**Exercise aim**: For each line below that contains the string "React", copy that line.

**Information shown**:
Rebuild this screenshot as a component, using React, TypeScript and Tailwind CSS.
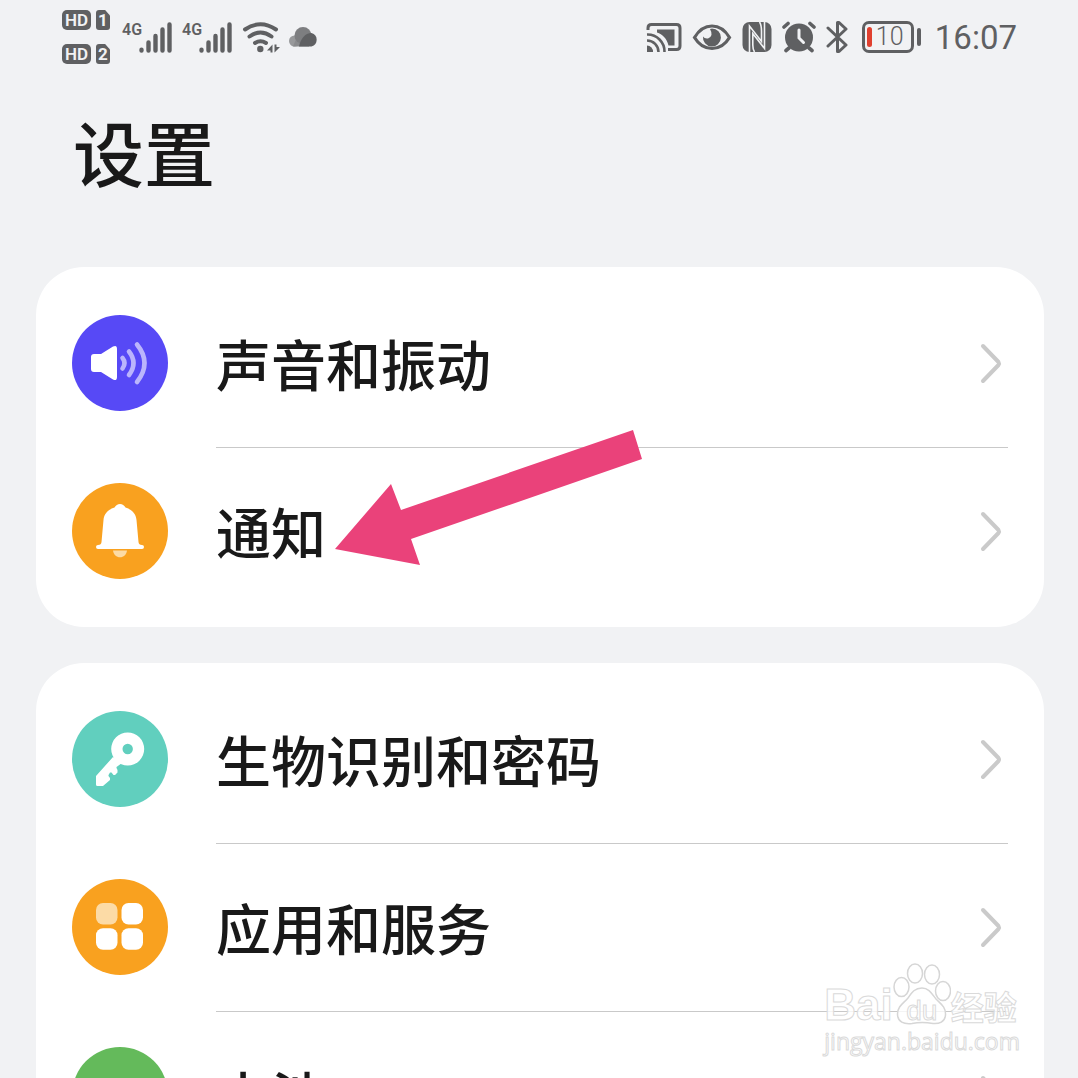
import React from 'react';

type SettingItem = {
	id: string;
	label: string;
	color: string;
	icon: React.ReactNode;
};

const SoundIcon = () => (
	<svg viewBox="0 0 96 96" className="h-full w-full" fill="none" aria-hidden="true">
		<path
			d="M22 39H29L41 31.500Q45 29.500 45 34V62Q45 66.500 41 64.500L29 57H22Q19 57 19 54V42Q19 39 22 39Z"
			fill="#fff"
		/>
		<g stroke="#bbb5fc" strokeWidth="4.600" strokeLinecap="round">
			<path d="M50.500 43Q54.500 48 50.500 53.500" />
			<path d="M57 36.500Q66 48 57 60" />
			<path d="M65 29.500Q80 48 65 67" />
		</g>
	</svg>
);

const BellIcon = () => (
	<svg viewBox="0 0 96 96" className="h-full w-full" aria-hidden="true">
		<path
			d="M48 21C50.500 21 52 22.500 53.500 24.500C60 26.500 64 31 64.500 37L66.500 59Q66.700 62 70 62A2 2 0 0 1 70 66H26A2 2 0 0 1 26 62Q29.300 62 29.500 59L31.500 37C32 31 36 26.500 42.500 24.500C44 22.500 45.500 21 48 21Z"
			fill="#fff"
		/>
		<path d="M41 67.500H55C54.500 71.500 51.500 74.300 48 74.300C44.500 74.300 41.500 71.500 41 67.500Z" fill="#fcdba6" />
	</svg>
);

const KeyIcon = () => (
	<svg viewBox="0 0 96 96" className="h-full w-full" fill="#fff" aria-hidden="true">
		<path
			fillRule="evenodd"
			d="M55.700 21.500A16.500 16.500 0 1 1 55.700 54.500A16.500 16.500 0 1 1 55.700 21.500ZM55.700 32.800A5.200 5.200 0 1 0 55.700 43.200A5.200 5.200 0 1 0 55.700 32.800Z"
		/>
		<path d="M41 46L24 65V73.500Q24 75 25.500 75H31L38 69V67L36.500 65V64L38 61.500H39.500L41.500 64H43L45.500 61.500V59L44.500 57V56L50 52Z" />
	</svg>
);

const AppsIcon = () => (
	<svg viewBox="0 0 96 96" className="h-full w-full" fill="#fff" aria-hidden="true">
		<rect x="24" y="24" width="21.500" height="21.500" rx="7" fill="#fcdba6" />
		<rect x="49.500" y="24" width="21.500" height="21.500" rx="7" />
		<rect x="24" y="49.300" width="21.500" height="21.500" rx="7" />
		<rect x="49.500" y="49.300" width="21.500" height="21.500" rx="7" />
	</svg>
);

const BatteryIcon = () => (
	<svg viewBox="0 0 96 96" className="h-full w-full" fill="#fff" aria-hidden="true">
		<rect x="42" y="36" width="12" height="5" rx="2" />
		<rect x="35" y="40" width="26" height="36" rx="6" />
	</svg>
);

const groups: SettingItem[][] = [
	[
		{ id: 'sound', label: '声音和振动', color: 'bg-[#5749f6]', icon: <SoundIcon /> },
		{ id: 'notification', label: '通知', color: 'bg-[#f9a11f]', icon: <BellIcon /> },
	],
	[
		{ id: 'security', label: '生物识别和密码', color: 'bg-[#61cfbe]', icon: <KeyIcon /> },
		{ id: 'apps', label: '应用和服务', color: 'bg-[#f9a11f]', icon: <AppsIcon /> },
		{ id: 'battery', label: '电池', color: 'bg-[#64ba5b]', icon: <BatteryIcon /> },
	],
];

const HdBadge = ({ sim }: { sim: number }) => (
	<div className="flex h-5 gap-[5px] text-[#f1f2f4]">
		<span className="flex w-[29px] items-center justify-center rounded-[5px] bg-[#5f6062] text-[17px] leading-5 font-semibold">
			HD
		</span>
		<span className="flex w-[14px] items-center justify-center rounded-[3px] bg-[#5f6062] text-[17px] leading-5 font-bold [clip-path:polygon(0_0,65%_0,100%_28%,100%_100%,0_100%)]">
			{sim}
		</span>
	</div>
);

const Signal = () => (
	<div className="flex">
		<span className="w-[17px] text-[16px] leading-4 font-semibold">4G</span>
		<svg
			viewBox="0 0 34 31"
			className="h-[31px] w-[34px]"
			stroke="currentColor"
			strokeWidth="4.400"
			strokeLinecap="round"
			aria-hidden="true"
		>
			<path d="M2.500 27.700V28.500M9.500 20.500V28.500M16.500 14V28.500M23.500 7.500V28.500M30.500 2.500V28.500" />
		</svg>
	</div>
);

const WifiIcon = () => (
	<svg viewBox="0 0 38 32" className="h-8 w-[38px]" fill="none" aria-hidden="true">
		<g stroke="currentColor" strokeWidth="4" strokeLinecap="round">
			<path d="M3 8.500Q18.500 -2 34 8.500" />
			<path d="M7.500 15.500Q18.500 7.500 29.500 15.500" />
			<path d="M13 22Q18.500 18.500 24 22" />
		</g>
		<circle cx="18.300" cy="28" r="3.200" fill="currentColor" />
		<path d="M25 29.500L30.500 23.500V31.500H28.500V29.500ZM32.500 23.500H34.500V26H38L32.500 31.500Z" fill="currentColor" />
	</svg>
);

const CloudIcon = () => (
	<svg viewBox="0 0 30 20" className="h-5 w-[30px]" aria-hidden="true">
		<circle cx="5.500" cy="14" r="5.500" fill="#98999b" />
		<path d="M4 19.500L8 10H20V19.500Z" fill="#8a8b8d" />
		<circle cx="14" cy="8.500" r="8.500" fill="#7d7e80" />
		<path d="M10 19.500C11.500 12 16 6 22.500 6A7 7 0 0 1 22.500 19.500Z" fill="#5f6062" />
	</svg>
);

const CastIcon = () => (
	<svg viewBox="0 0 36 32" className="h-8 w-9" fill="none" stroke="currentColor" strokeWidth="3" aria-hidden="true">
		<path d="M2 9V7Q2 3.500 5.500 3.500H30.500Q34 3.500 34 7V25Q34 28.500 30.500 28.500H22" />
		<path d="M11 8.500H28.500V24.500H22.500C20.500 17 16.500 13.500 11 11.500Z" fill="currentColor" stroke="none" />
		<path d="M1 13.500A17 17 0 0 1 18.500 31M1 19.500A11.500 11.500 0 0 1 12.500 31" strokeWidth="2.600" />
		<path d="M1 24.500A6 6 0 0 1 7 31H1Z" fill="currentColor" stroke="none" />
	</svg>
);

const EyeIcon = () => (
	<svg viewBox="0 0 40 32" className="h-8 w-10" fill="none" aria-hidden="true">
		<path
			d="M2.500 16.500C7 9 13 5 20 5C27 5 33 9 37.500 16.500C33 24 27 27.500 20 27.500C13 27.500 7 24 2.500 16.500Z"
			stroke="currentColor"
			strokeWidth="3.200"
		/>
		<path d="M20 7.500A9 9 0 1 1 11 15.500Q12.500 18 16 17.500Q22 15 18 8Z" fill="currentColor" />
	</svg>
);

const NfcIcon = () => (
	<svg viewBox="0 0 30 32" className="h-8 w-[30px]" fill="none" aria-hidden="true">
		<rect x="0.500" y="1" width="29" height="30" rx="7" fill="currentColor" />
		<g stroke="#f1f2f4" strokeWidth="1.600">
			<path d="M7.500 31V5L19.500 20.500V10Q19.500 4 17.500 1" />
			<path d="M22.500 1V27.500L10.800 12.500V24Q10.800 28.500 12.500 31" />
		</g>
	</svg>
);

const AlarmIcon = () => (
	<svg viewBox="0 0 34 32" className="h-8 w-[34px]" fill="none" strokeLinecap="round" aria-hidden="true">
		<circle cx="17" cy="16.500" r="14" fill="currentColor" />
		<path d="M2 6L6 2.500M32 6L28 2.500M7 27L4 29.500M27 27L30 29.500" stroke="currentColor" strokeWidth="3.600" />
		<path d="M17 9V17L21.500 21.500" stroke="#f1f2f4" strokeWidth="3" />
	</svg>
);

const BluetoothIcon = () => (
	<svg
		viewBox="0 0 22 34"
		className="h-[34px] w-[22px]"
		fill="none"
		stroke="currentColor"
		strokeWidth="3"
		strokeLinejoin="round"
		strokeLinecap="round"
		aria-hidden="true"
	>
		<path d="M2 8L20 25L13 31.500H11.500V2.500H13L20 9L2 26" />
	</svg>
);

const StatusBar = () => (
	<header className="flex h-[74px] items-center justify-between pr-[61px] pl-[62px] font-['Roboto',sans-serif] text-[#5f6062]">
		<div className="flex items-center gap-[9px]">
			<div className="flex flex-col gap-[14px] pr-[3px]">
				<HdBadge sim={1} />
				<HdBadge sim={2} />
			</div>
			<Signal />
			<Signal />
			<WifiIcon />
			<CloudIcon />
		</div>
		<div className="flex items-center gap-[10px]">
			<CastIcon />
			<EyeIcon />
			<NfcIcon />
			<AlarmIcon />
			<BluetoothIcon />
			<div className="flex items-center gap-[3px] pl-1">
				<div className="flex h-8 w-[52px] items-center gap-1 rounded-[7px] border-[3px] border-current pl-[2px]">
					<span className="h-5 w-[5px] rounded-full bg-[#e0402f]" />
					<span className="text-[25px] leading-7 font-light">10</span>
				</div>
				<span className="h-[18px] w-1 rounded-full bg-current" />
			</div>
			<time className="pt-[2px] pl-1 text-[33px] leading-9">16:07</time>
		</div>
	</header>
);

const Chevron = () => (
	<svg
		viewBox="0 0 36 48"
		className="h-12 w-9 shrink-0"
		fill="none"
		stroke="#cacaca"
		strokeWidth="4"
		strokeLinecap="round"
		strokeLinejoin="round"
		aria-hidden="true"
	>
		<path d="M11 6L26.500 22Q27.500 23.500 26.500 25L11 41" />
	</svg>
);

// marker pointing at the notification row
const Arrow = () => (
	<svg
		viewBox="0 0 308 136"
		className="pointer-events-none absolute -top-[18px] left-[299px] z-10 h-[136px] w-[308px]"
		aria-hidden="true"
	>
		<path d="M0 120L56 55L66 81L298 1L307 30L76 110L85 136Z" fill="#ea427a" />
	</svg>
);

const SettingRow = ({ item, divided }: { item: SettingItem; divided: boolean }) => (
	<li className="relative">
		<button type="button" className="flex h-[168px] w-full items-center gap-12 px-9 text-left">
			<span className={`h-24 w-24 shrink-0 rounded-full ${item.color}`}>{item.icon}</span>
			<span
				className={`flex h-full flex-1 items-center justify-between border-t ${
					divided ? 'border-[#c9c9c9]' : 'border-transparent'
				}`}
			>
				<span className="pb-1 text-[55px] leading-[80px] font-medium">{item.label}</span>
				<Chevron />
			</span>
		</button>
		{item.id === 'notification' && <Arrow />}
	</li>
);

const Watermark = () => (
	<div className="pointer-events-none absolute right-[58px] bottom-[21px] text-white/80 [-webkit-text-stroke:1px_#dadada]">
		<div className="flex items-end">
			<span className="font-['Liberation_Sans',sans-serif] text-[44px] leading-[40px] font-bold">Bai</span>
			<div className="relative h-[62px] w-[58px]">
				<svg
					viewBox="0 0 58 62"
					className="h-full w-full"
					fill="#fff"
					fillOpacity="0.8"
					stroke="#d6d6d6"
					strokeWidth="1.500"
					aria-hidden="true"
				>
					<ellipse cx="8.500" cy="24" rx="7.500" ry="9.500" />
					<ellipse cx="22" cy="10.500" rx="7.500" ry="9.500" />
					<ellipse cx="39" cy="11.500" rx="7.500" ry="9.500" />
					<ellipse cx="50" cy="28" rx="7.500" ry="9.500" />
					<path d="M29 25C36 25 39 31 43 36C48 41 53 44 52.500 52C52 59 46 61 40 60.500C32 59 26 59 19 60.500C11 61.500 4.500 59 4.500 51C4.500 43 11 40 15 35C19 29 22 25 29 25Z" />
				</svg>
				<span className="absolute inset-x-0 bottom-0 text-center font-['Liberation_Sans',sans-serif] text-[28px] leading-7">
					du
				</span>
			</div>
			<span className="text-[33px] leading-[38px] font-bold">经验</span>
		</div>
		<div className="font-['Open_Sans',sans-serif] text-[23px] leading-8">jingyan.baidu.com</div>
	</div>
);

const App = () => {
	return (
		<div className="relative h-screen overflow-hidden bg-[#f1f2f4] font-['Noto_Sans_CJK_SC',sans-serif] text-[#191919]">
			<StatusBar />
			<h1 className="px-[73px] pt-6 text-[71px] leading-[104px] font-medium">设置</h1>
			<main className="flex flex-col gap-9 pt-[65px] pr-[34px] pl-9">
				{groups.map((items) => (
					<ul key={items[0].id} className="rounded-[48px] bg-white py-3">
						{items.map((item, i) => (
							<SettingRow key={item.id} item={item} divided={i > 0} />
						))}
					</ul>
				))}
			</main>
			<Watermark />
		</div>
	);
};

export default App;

**Task response**:
Rebuild this screenshot as a component, using React, TypeScript and Tailwind CSS.
import React from 'react';
	icon: React.ReactNode;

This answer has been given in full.